An official at Tripoli’s Islamic Charity Hospital said 17 of those wounded were given first aid for light injuries and released while three others were kept in for treatment.
Panicked residents, some still in their pajamas, were seen fleeing the area that has been the scene of recent fierce sectarian clashes. One woman wept as she searched for her daughter.
The explosion destroyed the first floor of the building, along with four apartments and several stores on the ground floor. Cars parked nearby were damaged.
Lebanese troops and police reinforcements were seen deploying in the area.
Residents of Bab al-Tebbaneh who support the Western-backed majority in parliament have clashed repeatedly with Alawites in the nearby Jabal Mohsen District who back the Hezbollah-led opposition supported by Syria and Iran.
Alawites are a secretive offshoot of Shiite Islam and include Syrian President Bashar al-Assad among their number.
Nine people were killed and some 45 wounded in clashes between the two sides last Sunday and Monday.
Two men were also wounded, one of them critically, when a grenade went off late on Friday. An army spokesman said one of the men had his leg torn off by the blast, which may have been accidental.
“Based on our initial investigation, the man who lost his leg was probably holding the grenade when it fell and exploded,” the spokesman said.
The Tripoli clashes have raised fears of a nationwide a security breakdown amid stalled efforts by Prime Minister Fuad Siniora to form a national unity government following a Qatari-brokered deal last month to end an 18-month political crisis.
The accord between the opposition and ruling coalition led to the election of army chief Michel Sleiman as president, ending a six-month vacuum in the top job.
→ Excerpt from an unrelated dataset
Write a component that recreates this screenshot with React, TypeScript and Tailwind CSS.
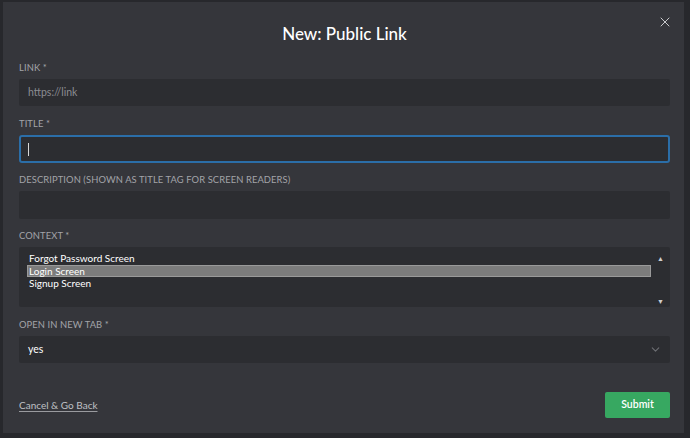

But the initial euphoria that greeted Sleiman’s election has been replaced by a growing sense of foreboding as rival factions continue to bicker over the distribution of key portfolios in the new 30-member government.
The Doha accord calls for the opposition to have veto power over key decisions in the unity Cabinet and the drafting of a new electoral law ahead of legislative elections due next year.
The deal was struck after at least 65 people were killed last month in sectarian clashes that saw Hezbollah stage a spectacular takeover of mainly Sunni areas of west Beirut.
The violence sparked fears that Lebanon, which suffered a 15-year civil war that ended in 1990, was heading toward a new full-blown conflict.